>> begin

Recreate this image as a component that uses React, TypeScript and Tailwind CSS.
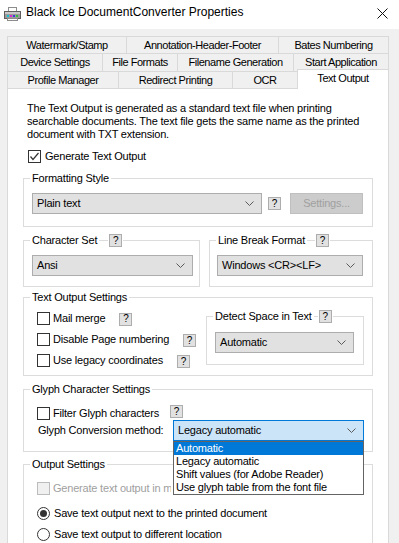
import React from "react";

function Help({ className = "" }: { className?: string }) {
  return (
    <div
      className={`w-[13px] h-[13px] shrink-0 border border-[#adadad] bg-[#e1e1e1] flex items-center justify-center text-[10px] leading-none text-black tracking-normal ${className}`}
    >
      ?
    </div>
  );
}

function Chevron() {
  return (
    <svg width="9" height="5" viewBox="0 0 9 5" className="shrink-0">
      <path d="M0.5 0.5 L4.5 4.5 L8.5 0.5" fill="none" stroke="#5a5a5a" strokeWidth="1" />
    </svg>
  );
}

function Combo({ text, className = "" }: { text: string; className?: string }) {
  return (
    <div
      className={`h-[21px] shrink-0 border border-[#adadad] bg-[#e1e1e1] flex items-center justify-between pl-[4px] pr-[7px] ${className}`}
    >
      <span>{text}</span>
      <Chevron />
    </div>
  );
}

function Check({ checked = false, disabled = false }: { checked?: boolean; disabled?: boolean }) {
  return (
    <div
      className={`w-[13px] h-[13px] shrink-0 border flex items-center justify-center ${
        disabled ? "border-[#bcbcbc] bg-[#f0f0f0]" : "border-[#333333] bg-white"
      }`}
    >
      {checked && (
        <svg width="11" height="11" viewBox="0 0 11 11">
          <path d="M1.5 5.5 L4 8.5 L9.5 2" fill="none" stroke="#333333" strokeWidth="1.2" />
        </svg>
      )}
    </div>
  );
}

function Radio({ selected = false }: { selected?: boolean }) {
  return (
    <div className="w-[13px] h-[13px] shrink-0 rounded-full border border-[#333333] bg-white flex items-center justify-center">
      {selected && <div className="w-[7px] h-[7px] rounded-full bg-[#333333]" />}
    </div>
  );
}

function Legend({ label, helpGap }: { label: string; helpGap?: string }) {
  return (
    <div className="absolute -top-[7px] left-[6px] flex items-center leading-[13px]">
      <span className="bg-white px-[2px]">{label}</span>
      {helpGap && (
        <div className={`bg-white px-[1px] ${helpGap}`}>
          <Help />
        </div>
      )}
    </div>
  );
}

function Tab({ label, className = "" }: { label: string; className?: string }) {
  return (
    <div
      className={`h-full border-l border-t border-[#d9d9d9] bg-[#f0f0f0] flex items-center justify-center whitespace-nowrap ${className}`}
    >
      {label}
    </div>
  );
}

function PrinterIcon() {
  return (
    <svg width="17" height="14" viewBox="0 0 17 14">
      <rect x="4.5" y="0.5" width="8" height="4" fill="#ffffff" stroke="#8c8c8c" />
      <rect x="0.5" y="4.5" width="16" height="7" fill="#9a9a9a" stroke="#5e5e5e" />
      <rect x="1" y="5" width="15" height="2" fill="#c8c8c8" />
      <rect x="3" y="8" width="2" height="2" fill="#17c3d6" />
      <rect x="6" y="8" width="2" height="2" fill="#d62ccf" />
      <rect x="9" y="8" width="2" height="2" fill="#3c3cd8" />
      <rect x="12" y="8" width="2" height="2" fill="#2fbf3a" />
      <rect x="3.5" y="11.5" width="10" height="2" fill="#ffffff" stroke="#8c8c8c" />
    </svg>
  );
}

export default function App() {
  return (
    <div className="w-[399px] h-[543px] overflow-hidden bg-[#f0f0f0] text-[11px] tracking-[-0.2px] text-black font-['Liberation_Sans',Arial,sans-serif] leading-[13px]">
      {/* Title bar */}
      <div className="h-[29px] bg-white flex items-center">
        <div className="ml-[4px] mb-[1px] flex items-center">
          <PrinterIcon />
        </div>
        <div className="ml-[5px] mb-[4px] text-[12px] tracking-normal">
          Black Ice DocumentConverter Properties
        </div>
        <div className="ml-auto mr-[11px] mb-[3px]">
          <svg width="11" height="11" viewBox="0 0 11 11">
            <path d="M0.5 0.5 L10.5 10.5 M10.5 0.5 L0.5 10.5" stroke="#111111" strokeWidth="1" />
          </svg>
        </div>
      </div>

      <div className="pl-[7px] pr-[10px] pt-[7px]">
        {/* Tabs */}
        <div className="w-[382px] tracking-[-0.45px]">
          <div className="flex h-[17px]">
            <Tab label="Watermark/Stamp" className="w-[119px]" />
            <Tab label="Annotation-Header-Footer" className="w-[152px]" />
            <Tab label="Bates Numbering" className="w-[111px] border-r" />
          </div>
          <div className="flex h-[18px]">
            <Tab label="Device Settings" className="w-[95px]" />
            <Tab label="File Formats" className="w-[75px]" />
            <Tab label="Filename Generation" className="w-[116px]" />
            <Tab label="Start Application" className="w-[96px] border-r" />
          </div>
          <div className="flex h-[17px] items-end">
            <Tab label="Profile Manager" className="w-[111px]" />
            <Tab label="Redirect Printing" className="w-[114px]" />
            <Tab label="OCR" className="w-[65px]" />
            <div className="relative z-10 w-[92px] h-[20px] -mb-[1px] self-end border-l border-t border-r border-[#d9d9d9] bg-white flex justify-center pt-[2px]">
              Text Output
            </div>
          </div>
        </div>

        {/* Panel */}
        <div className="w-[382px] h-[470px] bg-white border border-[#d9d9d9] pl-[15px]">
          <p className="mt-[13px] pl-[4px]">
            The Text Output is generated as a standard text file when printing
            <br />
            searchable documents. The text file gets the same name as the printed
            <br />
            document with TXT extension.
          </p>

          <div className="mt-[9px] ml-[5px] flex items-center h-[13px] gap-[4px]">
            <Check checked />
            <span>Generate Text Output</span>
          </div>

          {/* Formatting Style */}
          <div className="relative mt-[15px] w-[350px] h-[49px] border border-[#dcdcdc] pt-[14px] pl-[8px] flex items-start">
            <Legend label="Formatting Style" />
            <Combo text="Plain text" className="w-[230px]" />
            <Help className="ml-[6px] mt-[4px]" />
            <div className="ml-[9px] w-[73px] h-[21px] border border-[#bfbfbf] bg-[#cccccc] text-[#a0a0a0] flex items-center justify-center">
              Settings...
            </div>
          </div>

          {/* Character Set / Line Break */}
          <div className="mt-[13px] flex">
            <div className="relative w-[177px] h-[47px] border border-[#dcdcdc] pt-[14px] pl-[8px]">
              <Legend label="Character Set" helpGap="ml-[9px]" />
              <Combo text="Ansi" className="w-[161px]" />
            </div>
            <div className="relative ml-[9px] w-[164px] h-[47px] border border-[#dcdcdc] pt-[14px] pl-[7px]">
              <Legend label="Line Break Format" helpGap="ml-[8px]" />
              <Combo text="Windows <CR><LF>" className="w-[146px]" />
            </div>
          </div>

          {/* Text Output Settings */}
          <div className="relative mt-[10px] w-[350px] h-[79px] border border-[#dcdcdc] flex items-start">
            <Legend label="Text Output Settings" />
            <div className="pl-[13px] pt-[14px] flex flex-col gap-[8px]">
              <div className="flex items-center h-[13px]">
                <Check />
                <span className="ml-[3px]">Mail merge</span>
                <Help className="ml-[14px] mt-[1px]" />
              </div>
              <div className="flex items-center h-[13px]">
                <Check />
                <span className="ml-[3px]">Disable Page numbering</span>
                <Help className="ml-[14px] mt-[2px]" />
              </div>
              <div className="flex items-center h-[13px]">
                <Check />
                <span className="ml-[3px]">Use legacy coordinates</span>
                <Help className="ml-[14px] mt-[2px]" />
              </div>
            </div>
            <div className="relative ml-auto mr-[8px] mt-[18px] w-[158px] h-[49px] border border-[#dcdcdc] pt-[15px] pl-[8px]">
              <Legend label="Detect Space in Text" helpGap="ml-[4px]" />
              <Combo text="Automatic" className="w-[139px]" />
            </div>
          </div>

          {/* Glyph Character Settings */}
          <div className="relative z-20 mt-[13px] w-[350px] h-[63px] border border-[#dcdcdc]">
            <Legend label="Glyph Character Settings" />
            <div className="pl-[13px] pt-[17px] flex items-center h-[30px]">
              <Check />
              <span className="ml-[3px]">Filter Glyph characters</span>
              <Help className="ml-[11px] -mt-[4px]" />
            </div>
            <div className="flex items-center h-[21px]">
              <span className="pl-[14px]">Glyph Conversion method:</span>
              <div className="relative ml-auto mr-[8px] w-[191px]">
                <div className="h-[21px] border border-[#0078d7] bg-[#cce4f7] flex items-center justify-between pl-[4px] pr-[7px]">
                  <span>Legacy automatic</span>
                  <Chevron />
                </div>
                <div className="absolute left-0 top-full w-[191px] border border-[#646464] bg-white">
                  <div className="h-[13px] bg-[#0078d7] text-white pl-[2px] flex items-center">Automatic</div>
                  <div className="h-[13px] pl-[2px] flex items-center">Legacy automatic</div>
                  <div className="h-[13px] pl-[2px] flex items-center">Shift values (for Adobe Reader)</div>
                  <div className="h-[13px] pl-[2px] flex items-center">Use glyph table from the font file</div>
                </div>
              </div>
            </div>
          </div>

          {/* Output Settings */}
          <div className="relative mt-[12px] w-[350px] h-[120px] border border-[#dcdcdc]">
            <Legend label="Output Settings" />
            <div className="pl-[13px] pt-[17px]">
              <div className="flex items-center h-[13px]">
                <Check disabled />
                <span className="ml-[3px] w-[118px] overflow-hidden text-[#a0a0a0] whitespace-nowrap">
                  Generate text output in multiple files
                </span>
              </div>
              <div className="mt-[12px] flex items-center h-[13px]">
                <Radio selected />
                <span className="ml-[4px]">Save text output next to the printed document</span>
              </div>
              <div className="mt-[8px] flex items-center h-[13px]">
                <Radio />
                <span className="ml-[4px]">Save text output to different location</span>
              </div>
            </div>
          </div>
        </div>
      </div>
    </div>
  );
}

>> end

### THE EXERCISE
Restate each line from the start of the listing through the line bearing "import React from" word for word. Drop the pictures.

### REPLY
Recreate this image as a component that uses React, TypeScript and Tailwind CSS.
import React from "react";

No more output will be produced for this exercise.